* **DATA SECTION**
• • • •

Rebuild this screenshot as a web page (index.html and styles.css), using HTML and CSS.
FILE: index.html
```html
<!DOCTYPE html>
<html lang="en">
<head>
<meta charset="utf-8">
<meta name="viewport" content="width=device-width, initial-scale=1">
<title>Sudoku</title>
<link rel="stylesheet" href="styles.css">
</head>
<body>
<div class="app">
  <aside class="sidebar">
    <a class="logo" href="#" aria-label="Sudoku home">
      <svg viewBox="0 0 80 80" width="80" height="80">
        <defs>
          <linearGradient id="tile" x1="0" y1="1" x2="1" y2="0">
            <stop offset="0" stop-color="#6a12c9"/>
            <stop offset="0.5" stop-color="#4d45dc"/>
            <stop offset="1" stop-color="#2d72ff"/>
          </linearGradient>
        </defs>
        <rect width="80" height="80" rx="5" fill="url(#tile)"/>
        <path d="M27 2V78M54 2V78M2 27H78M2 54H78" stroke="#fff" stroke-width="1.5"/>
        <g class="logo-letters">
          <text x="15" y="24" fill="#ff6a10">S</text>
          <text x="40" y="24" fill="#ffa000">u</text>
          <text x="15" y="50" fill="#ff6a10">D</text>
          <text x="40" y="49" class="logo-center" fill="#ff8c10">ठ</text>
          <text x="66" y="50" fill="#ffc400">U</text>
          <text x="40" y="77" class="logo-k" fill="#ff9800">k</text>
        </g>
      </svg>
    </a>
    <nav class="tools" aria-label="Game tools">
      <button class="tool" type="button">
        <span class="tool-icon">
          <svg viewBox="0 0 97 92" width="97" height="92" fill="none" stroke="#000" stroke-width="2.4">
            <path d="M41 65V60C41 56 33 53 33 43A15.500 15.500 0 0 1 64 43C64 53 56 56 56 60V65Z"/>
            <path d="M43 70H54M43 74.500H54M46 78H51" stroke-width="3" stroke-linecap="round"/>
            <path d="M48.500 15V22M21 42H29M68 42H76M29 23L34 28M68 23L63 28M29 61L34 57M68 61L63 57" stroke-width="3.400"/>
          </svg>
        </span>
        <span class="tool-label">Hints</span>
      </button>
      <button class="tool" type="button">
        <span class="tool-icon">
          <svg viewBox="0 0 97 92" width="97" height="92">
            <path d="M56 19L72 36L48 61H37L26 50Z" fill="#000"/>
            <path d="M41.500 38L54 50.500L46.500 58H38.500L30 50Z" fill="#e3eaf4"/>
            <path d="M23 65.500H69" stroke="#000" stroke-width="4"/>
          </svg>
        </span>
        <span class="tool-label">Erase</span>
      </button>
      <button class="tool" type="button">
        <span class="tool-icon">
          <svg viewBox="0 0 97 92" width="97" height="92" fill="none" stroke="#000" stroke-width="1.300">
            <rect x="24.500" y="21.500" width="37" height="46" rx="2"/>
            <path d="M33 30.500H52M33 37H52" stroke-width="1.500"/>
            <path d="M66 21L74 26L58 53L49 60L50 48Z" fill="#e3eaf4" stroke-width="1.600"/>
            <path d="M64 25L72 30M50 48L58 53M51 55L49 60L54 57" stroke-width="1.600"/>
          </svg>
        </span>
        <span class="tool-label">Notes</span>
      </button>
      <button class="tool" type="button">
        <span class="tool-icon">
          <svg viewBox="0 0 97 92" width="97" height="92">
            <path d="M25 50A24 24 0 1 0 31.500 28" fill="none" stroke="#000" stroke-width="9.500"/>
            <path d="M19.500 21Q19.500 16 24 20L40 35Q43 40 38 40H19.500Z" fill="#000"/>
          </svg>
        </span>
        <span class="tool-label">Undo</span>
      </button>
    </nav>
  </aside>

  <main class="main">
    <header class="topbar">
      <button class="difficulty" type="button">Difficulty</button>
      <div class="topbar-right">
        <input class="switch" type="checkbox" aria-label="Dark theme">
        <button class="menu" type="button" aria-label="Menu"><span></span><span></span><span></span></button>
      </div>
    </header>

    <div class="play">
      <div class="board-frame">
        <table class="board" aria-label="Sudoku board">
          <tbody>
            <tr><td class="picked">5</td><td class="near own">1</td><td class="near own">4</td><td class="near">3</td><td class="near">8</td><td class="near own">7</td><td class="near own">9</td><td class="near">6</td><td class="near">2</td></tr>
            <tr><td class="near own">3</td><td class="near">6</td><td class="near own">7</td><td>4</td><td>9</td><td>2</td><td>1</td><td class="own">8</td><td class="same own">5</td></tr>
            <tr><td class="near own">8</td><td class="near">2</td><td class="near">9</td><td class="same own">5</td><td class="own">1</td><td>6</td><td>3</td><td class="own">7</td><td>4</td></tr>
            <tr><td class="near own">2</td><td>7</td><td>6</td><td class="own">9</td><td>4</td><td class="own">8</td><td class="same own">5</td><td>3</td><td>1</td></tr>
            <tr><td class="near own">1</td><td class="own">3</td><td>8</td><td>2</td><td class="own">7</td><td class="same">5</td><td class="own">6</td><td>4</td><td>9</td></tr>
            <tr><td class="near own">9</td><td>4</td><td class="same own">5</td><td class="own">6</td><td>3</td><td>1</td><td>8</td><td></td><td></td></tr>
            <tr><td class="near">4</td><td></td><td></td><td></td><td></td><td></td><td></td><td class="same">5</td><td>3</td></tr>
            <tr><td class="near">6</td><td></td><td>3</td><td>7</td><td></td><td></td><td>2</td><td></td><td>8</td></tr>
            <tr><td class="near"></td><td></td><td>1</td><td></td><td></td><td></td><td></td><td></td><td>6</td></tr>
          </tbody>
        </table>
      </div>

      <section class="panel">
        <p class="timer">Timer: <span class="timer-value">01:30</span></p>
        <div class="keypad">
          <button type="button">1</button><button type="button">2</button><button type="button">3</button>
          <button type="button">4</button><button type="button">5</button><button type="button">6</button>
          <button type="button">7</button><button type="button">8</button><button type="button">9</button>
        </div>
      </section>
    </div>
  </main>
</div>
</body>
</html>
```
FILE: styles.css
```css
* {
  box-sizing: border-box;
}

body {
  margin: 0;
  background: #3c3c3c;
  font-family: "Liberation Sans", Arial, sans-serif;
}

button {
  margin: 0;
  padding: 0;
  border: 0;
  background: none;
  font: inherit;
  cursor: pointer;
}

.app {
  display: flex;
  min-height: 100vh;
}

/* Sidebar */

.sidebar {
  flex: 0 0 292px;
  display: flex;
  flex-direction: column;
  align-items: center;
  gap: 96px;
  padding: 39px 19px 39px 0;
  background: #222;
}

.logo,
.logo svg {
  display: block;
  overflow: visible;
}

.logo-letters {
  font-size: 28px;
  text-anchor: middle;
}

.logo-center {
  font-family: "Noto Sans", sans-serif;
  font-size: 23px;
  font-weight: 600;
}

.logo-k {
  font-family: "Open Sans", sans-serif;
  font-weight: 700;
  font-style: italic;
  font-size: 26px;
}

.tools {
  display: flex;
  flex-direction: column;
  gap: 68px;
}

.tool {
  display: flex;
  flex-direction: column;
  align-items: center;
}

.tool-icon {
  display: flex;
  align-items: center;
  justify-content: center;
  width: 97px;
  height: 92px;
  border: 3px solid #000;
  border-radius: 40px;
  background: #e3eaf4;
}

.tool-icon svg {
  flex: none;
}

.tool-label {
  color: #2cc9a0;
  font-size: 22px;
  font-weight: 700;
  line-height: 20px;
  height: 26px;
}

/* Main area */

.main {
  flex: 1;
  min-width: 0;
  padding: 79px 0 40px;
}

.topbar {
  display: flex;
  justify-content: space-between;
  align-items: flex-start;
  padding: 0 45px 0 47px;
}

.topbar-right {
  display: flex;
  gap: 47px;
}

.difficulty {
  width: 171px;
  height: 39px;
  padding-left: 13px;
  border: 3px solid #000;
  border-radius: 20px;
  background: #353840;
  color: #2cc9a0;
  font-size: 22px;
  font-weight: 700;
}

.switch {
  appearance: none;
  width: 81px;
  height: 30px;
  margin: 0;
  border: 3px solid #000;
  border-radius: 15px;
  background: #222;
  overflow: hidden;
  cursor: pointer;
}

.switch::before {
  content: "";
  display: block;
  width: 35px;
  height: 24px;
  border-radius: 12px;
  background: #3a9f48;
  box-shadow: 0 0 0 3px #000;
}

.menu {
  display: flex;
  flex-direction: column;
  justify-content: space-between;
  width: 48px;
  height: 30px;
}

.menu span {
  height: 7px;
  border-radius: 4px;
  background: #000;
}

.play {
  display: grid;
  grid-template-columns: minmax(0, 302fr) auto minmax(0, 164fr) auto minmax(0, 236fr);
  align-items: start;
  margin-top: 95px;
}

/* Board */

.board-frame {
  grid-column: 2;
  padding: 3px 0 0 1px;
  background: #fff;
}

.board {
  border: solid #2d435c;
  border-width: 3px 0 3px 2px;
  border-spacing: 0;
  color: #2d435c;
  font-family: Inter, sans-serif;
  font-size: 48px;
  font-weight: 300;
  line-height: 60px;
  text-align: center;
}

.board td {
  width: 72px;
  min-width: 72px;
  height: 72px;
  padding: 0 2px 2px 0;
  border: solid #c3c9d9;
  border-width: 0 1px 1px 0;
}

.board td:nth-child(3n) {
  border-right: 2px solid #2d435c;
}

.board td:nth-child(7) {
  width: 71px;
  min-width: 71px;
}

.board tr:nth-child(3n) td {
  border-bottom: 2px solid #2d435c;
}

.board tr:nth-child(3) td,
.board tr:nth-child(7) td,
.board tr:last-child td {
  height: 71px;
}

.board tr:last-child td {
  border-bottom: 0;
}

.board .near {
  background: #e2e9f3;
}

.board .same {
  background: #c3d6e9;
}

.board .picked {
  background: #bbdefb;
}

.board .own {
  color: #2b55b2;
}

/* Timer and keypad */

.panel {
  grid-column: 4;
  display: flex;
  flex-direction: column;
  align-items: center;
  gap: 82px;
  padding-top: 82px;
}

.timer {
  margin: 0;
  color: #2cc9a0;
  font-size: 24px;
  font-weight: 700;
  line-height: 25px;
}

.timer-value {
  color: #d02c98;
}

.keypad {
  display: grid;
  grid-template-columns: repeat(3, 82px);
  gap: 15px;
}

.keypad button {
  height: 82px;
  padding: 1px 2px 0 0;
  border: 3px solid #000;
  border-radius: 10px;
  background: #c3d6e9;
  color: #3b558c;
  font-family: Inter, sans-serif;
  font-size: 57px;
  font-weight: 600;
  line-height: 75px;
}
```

• • • •

* **THE EXERCISE**
Locate all lines in the listing above with the word "styles" and copy them.

* **SOLUTION TO THIS EXERCISE**
Rebuild this screenshot as a web page (index.html and styles.css), using HTML and CSS.
<link rel="stylesheet" href="styles.css">
FILE: styles.css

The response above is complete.